100 Creatives: Howard Sherman
What he does: Houston artist Howard Sherman's eye-catching paintings dominate a room with their imposing size and explosions of dynamic color. Influenced by cartoons, they use thick black lines to accentuate abstract forms. Sherman relies a lot on feeling and instinct when composing the abstract pieces, hoping to create a "playful quality that is humorous in an indirect way."
Since receiving his MFA from the University of North Texas - Denton in 2006, Sherman has seen his paintings featured in solo museum shows across Texas and in North Carolina, Peru, India and Spain. His work is also published in the art books Texas Artists Today and New American Paintings.
What inspires him: Sherman has made art his entire life. "My mom said I was drawing before I could talk," he says. Before becoming a painter, he worked as a cartoonist, creating his first comic strip while studying for bachelor's degree in studio art at the University of Texas - Austin. The comic ended up running in 18 newspapers nationally.

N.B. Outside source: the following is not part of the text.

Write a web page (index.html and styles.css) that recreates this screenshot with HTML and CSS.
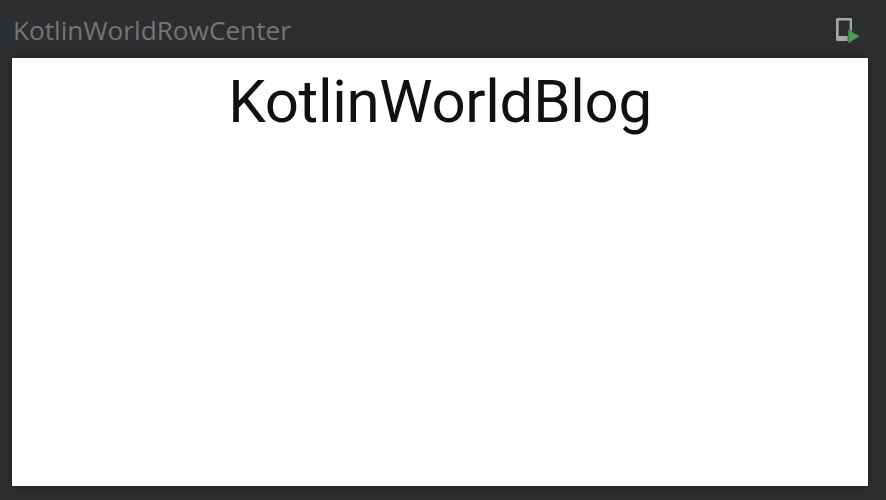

Despite the success, Sherman grew weary of the pressure to work on a schedule and, he says, "having my artwork reduced to the size of a postage stamp." He gradually gravitated toward painting.
Why he likes it: There is nothing Sherman appreciates more than the support he receives from the Houston art community. "Coming out of graduate school I was very fortunate to make art full time," he says. "I don't think I would have pulled that off in other major art cities." Moving forward with his work is important to him. "I'm really trying to take painting into the 21st century. I want to say something different than what has come before me."
What's next: Sherman has racked up the frequent-flyer miles this year - he recently returned from London. "Right now I'm just trying to settle back in, get some work done, and get ready for the next shows," he says. Look for his work this September at the McMurtrey Gallery in an exhibition that will coincide with the Houston Fine Art Fair.